O jogo até perde a vergonha ao mostrar nestas alturas o habitual ícone de loading no canto inferior direito do ecrã! Nem uma Switch em modo docked evita estas situações angustiantes. Questiono-me se o atraso de mais de um mês em relação à janela de lançamento inicialmente prevista tenha contribuído para tal.

Se a questão gráfica pode estar pouco refinada, do outro lado da produção não faltou investimento. Tal como aconteceu com Fire Emblem Echoes, Three Houses tem diálogo falado integralmente em praticamente todas as cutscenes, tanto em Inglês como Japonês. Façam um favor a vós próprios e ouçam tudo. Leva mais umas valentes horas de jogo? Claro que sim, mas a entoação dos actores traz ao de cima as motivações mais profundas de cada personagem, que vão querer conhecer a fundo.

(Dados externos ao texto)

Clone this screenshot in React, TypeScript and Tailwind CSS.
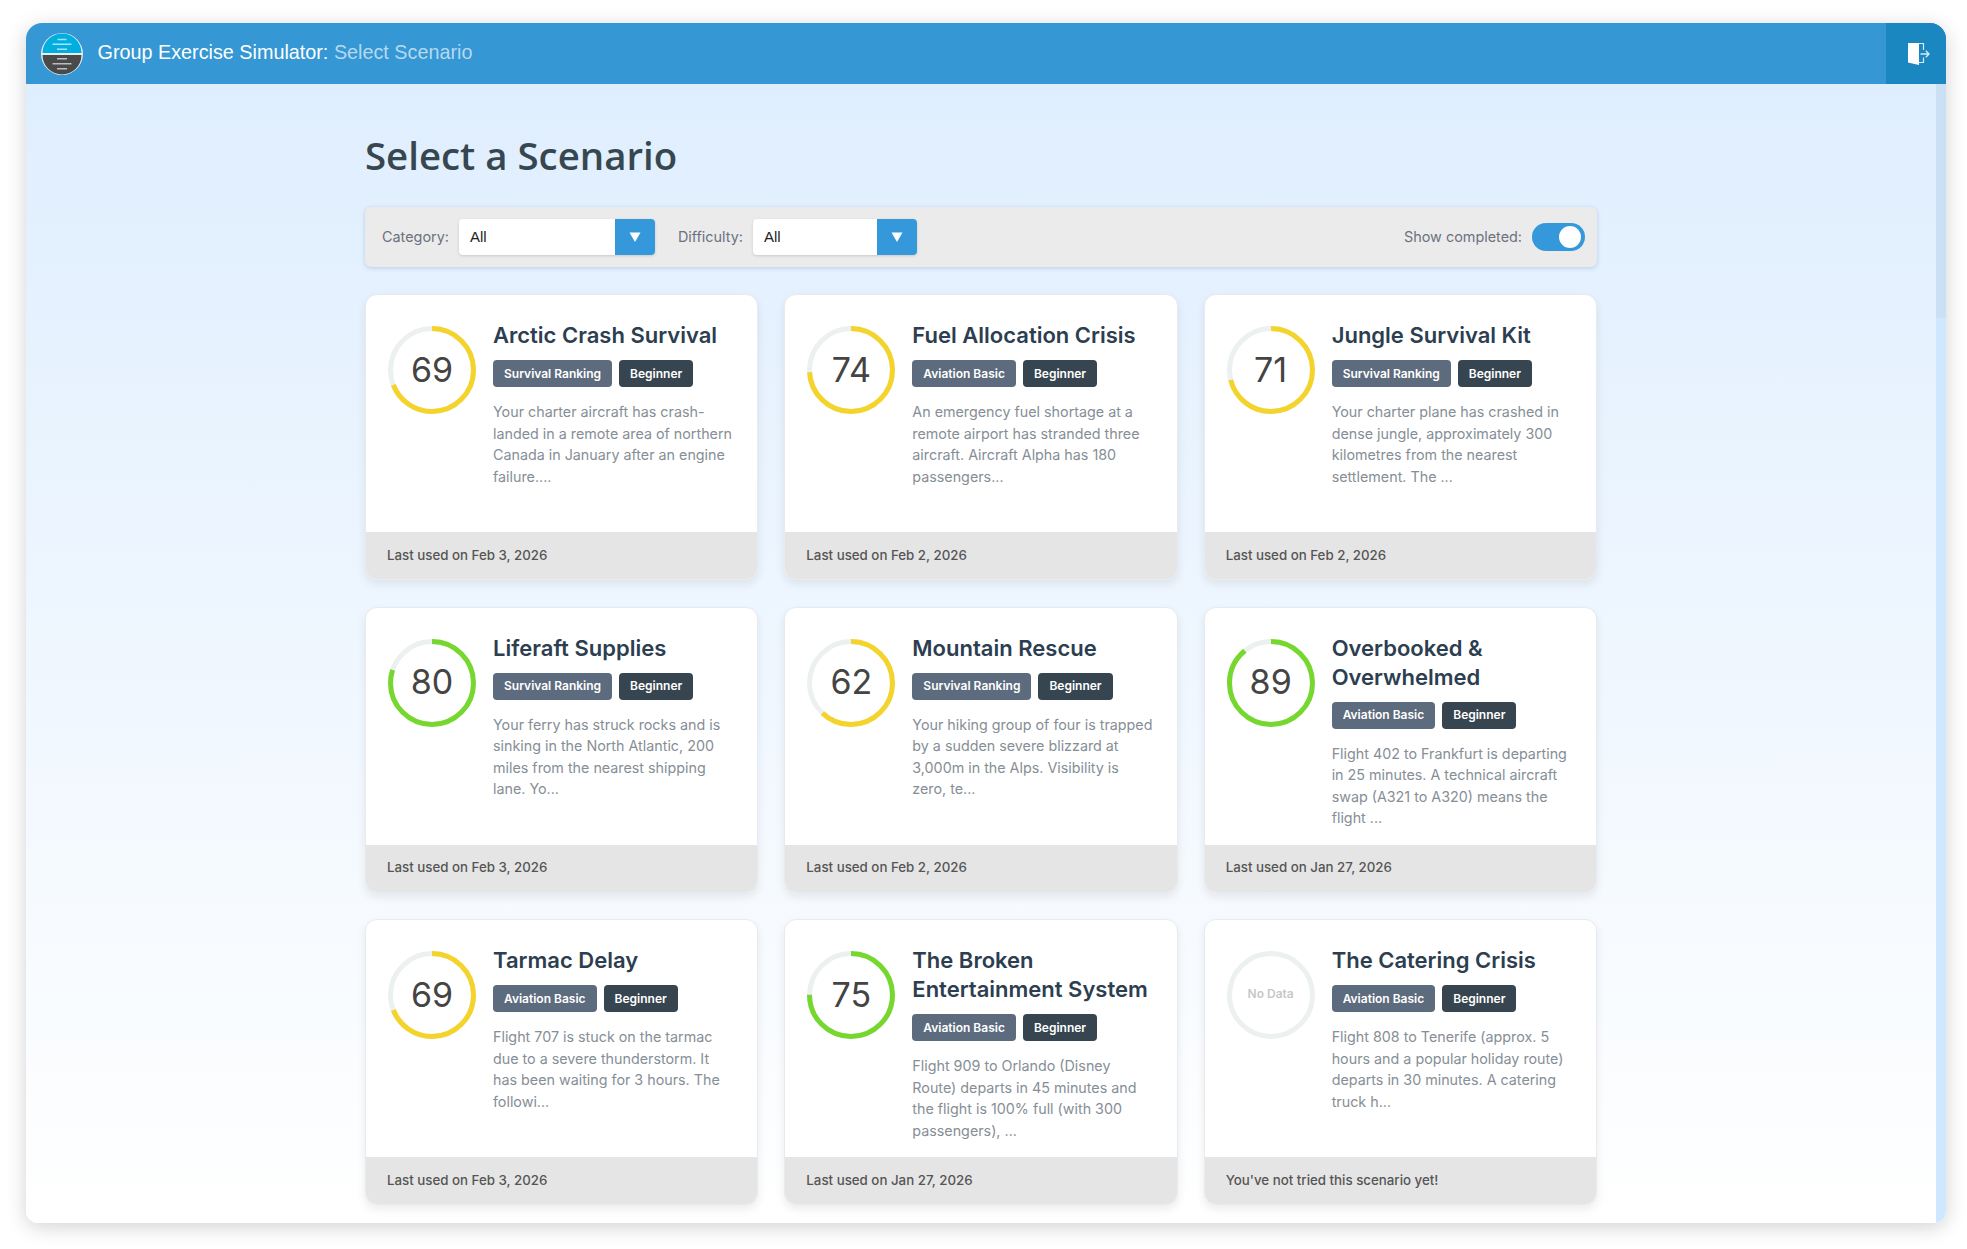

O esquema de personalidade com cada aluno é geralmente o mesmo – começam com uma característica algo esterotipada e por vezes irritante, mas à medida que conhecem a sua história através de combates secundários, conversas de suporte ou durante os passeios pelo mosteiro, as suas legítimas motivações vêm ao de cima e um personagem que odeiem pode passar aos vossos favoritos e vice-versa.

No entanto, para um jogo tão recheado de diálogo, é uma desilusão ver o personagem principal sem qualquer fala que se ouça. Expressões genéricas quando se sobe de nível ou se elogia tal subida de um companheiro não contam. Nem os grunhidos a sofrer ou desferir um golpe de espada. Há um pretexto narrativo, sim, mas não basta para justificar toda esta mudez e nem nas alturas em que há escolha de resposta podemos ouvir o nosso personagem a recitar falas repletas de sapiência. A segunda parte pode ainda surpreender, mas até aqui só vi um personagem calado bem escrito: chama-se Dedue, está nos Blue Lions e tem um passado trágico. E às vezes fala. O que ajuda bastante ao caso.

Para quem está à espera de mais críticas, elas terminam aqui e poderão quiçá voltar no segundo artigo.

É possível cozinhar com os alunos.

Impedem Fire Emblem: Three Houses de ser um jogo perfeito? Claro. Ainda podiam ser corrigidas em patch? Quase todas. Prejudicam a experiência global de jogo? Nem por sombras. Ter um Fire Emblem de consola doméstica numa híbrida como a Switch significa que tive Fire Emblem em casa, Fire Emblem na pausa do almoço, Fire Emblem nos transportes ou Fire Emblem onde bem entender. Tem activado o meu obsessivo-compulsivo latente e despertado rasgos de vício que nem nos meus anos mais doentios de adolescente me recordo. Seja pelos pedaços fulcrais de história disponíveis nas missões secundárias, pelas conversas no mosteiro ou pela ampla recompensa de moldar um estudante para um objetivo longínquo e ver esse objetivo cumprido durante uma batalha em que esse personagem supera todas as expectativas – Fire Emblem: Three Houses já me faz pensar na próxima campanha e mal vou a meio desta. Para já, não o consigo largar.